2) The woman displayed purely as a fetish or a sexual object becomes ‘the leitmotif of erotic spectacle’.  Most Ram Gopal Varma films engage in such representations.

3) The masochistic figure that provides perverse pleasures by becoming the torturing (as opposed to ‘nurturing’) ‘mother’ figure. Surely such depictions are few in Hindi mainstream cinema; however, Sridevi in Laadla and Bipasha Basu in Jism indirectly play something like Masoch’s Venus, even when they are eventually punished and a moral order is restored.

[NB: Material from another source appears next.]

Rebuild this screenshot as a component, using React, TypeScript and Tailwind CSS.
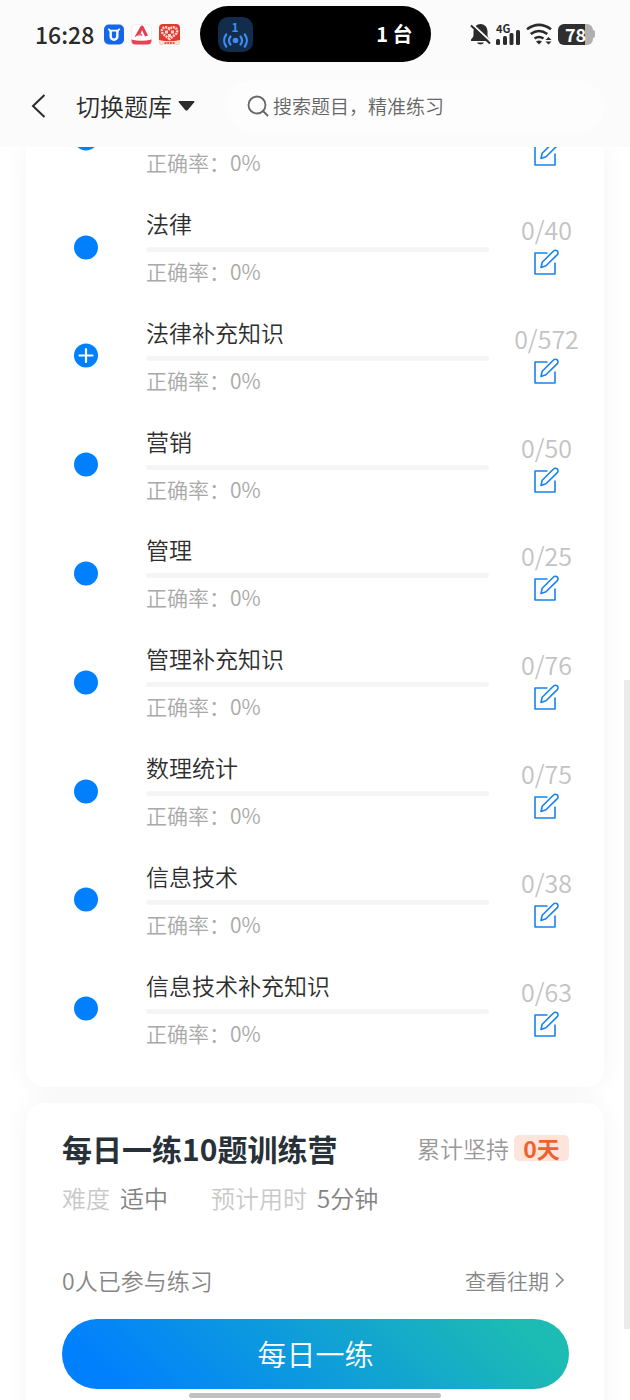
type Subject = { id: number; name?: string; total?: number; expandable?: boolean };

const subjects: Subject[] = [
  { id: 1 },
  { id: 2, name: "法律", total: 40 },
  { id: 3, name: "法律补充知识", total: 572, expandable: true },
  { id: 4, name: "营销", total: 50 },
  { id: 5, name: "管理", total: 25 },
  { id: 6, name: "管理补充知识", total: 76 },
  { id: 7, name: "数理统计", total: 75 },
  { id: 8, name: "信息技术", total: 38 },
  { id: 9, name: "信息技术补充知识", total: 63 },
];

function StatusBar() {
  return (
    <div className="flex h-[68px] items-center pl-[35px] pr-[35px]">
      <div className="flex flex-1 items-center gap-[10px]">
        <span className="text-[23px] font-medium leading-none text-[#2b2b2b]">16:28</span>
        <div className="flex gap-[7px]">
          <svg width="20" height="21" viewBox="0 0 21 21">
            <rect width="21" height="21" rx="5" fill="#1467ea" />
            <path d="M4.500 4.500 6.500 6.500h8L16.500 4.500" fill="none" stroke="#fff" strokeWidth="1.800" />
            <path d="M7 6v6.500a3.500 3.500 0 0 0 7 0V6" fill="none" stroke="#fff" strokeWidth="2.500" />
          </svg>
          <svg width="21" height="21" viewBox="0 0 21 21">
            <rect x=".5" y=".5" width="20" height="20" rx="4" fill="#fff" stroke="#f1eeee" />
            <path d="M3.500 13 9.500 2.500q1.500-2 3 0l4.500 9-3 1-3-6.500-1.500 4z" fill="#e63c50" />
            <path d="M3.500 13.500C6 9.500 9 9 11.500 10.500l-.5 1.500C8 11 6 11.500 3.500 13.500z" fill="#f0606f" />
            <path d="M.5 15.500Q10.500 18 20.500 15.500V17a4 4 0 0 1-4 3.500h-12a4 4 0 0 1-4-3.500z" fill="#ea4157" />
          </svg>
          <svg width="21" height="21" viewBox="0 0 21 21">
            <rect width="21" height="21" rx="4" fill="#e33a30" />
            <path
              d="M10.500 15 4 10C.5 5 6 .8 10.500 5c4.500-4.200 10 0 6.500 5z"
              fill="none"
              stroke="#fbd9d0"
              strokeWidth="2.500"
              strokeDasharray="2 .8"
            />
            <path d="M6 6.500h3v3H6zM12 6.500h3v3h-3zM9 10h3v3H9z" fill="#fbd9d0" />
            <path d="M0 16q10.500 2.500 21 0v1a4 4 0 0 1-4 4H4a4 4 0 0 1-4-4z" fill="#fce3d6" />
            <path d="M5.500 19h10" stroke="#e2574a" strokeWidth="2" strokeDasharray="2 .7" />
          </svg>
        </div>
      </div>

      <div className="flex h-14 w-[231px] items-center justify-between rounded-full bg-black pl-[18px] pr-[18px] text-white">
        <div className="flex h-[35px] w-[35px] flex-col items-center rounded-[10px] bg-[#122c4b] pt-1">
          <span className="text-[12px] font-bold leading-[12px] text-[#3e8cf4]">1</span>
          <svg width="27" height="16" viewBox="0 0 27 16" fill="none" stroke="#3e8cf4" strokeWidth="2.200" strokeLinecap="round">
            <circle cx="13.500" cy="7.500" r="2.800" fill="#3e8cf4" stroke="none" />
            <path d="M8.500 3.500a6.500 6.500 0 0 0 0 8M18.500 3.500a6.500 6.500 0 0 1 0 8M4.200 1.500a10 10 0 0 0 0 12M22.800 1.500a10 10 0 0 1 0 12" />
          </svg>
        </div>
        <span className="text-[20px] font-bold leading-none">1 台</span>
      </div>

      <div className="flex flex-1 items-center justify-end gap-[5px] text-[#2b2b2b]">
        <svg width="21" height="22" viewBox="0 0 21 22">
          <path
            d="M10.500 1a7 7 0 0 1 7 7v4.500q0 1.500 2.500 4V18H1v-1.500q2.500-2.500 2.500-4V8a7 7 0 0 1 7-7z"
            fill="currentColor"
          />
          <path d="M7 19.500h7q-1 2-3.500 2t-3.500-2z" fill="currentColor" />
          <path d="M2 1 21 18.500" stroke="#fbfbfb" strokeWidth="2" />
          <path d="M1 2.500 20 20.500" stroke="currentColor" strokeWidth="2" />
        </svg>
        <div className="relative">
          <svg width="25" height="22" viewBox="0 0 25 22" fill="currentColor">
            <rect x="0" y="16" width="4" height="6" rx="1.500" />
            <rect x="7" y="13" width="4" height="9" rx="1.500" />
            <rect x="13.500" y="10" width="4" height="12" rx="1.500" />
            <rect x="20" y="7" width="4" height="15" rx="1.500" />
          </svg>
          <span className="absolute left-0 top-0 text-[11px] font-bold leading-[10px]">4G</span>
        </div>
        <svg width="27" height="22" viewBox="0 0 27 22">
          <path
            d="M1 6.200q12-8.500 24 0M4.700 11q8.300-6 16.600 0M8.500 15.500q4.500-3 9 0"
            fill="none"
            stroke="currentColor"
            strokeWidth="2.600"
          />
          <path d="M10 18.500q3-2 6 0l-3 3z" fill="currentColor" />
          <path d="m19.500 17 3-3 3 3zM19.500 18.500l3 3 3-3z" fill="currentColor" />
        </svg>
        <div className="flex items-center">
          <div className="flex h-[21px] w-[35px] items-center justify-center rounded-[6px] bg-[linear-gradient(90deg,#2f2f2f_77%,#b0b0b0_77%)] text-[18px] font-bold leading-none text-white">
            78
          </div>
          <div className="h-2 w-[2px] rounded-r bg-[#b0b0b0]" />
        </div>
      </div>
    </div>
  );
}

function EditIcon() {
  return (
    <svg width="27" height="27" viewBox="0 0 27 27" fill="none" stroke="#1683ee" strokeWidth="1.600" strokeLinejoin="round">
      <path d="M14.500 4H2v21h20V13.500" />
      <path d="m8 18.500 1.200-5.200L20.500 2a2.500 2.500 0 0 1 3.800 3.600L13 16.800z" />
    </svg>
  );
}

function SubjectRow({ name, total, expandable }: Subject) {
  return (
    <li className="flex items-center">
      <div className="flex w-[120px] shrink-0 justify-center">
        <svg width="25" height="25" viewBox="0 0 25 25">
          <circle cx="12" cy="12.500" r="12" fill="#0180fe" />
          {expandable && <path d="M12 6v13M5.500 12.500h13" stroke="#fff" strokeWidth="2.200" strokeLinecap="round" />}
        </svg>
      </div>
      <div className="min-w-0 flex-1">
        <h3 className="h-8 text-[23px] leading-8 text-[#2e2e2e]">{name}</h3>
        <div className="mt-2 h-[5px] rounded-full bg-[#f5f5f5]" />
        <p className="mt-[3px] text-[21px] leading-8 text-[#a9a9a9]">正确率：0%</p>
      </div>
      <div className="flex w-[115px] shrink-0 flex-col items-center gap-1 pb-[5px]">
        <span className="h-8 text-[25px] leading-8 text-[#c3c3c3]">{total && `0/${total}`}</span>
        <button aria-label={`练习${name ?? ""}`}>
          <EditIcon />
        </button>
      </div>
    </li>
  );
}

export default function App() {
  return (
    <div className="relative flex h-screen flex-col overflow-hidden bg-white font-['Noto_Sans_CJK_SC',sans-serif] font-[350]">
      <header className="shrink-0 bg-[#fbfbfb] pb-[15px]">
        <StatusBar />
        <div className="flex items-center pl-[31px] pr-[26px] pt-3">
          <button aria-label="返回">
            <svg width="15" height="24" viewBox="0 0 15 24" fill="none" stroke="#2b2b2b" strokeWidth="2">
              <path d="M13.500 1 2 12l11.500 11" />
            </svg>
          </button>
          <button className="ml-[30px] flex items-center gap-[6px] text-[24px] leading-8 text-[#2b2b2b]">
            切换题库
            <svg width="17" height="10" viewBox="0 0 17 10">
              <path d="M1.500 0h14q1.500 0 .7 1.200L9.800 9q-1.300 1-2.600 0L.8 1.200Q0 0 1.500 0z" fill="currentColor" />
            </svg>
          </button>
          <label className="ml-8 flex h-[52px] min-w-0 flex-1 items-center gap-1 rounded-full bg-[#fdfdfd] pl-5">
            <svg width="22" height="22" viewBox="0 0 22 22" fill="none" stroke="#666" strokeWidth="1.800">
              <circle cx="10" cy="10" r="8.500" />
              <path d="m16 16 4.500 4.500" strokeLinecap="round" />
            </svg>
            <input
              type="search"
              aria-label="搜索题目"
              placeholder="搜索题目，精准练习"
              className="min-w-0 flex-1 bg-transparent text-[19px] leading-7 outline-none placeholder:text-[#666]"
            />
          </label>
        </div>
      </header>

      <main className="flex min-h-0 flex-1 flex-col gap-4 overflow-hidden px-[26px]">
        <section className="shrink-0 rounded-b-[18px] bg-white pb-6 shadow-[0_0_24px_rgba(0,0,0,0.05)]">
          <ul className="-mt-[63px] grid h-[979px] auto-rows-fr">
            {subjects.map((subject) => (
              <SubjectRow key={subject.id} {...subject} />
            ))}
          </ul>
        </section>

        <section className="shrink-0 rounded-t-[18px] bg-white pb-20 pl-9 pr-[35px] pt-[23px] shadow-[0_0_24px_rgba(0,0,0,0.05)]">
          <div className="flex items-center justify-between">
            <h2 className="text-[30px] font-bold leading-[44px] text-[#283138]">每日一练10题训练营</h2>
            <p className="flex items-center gap-[5px] text-[23px] leading-8 text-[#999]">
              累计坚持
              <span className="flex h-[26px] w-[55px] items-center justify-center rounded-[5px] bg-[#fee5db] font-bold text-[#f0622d]">
                0天
              </span>
            </p>
          </div>
          <div className="mt-3 flex gap-[43px] text-[24px] leading-8 text-[#828282]">
            <p className="flex gap-[10px]">
              <span className="text-[#c9c9c9]">难度</span>适中
            </p>
            <p className="flex gap-[10px]">
              <span className="text-[#c9c9c9]">预计用时</span>5分钟
            </p>
          </div>
          <div className="mt-[50px] flex items-center justify-between leading-8 text-[#868686]">
            <p className="text-[23px]">0人已参与练习</p>
            <a href="#history" className="flex items-center gap-[5px] pr-1 text-[21px]">
              查看往期
              <svg width="11" height="16" viewBox="0 0 11 16" fill="none" stroke="currentColor" strokeWidth="1.500">
                <path d="m2 1 7 7-7 7" />
              </svg>
            </a>
          </div>
          <button className="mt-[23px] h-[70px] w-full rounded-full bg-[linear-gradient(45deg,#0180fe_10%,#1cbbb4_90%)] text-[29px] text-white">
            每日一练
          </button>
        </section>
      </main>

      {/* scroll thumb */}
      <div className="absolute right-0 top-[680px] h-[649px] w-[6px] bg-[#ebebeb]" />
      {/* home indicator */}
      <div className="absolute bottom-[2px] left-[30%] right-[30%] h-[5px] rounded-full bg-[#c1c1c1]" />
    </div>
  );
}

Of course, there are crucial points of intersections among these three categories, some of which will become clearer as we analyse the newspaper-cinema interface. Cited below are images of the ‘torturing and nurturing’ mother figures that present complex notions of femininity.  The iconic low-angle shot of Nargis, Fig. 1 (top), with top light and projecting a ‘virtuous’ image through details such as her bindi, attire, and disarming smile, is in sharp contrast with the aggressive and ‘heroic pose’ of Nadia, Fig.2 (left), who appears as a ‘beautiful tyrant’ with her mask (of Zorro), masculinized attire, and defiant pose. It is interesting to see how such images of the screen women of the thirties and the fifties recur in the eighties and nineties, and hold up a mirror to the representations of contemporary heroines.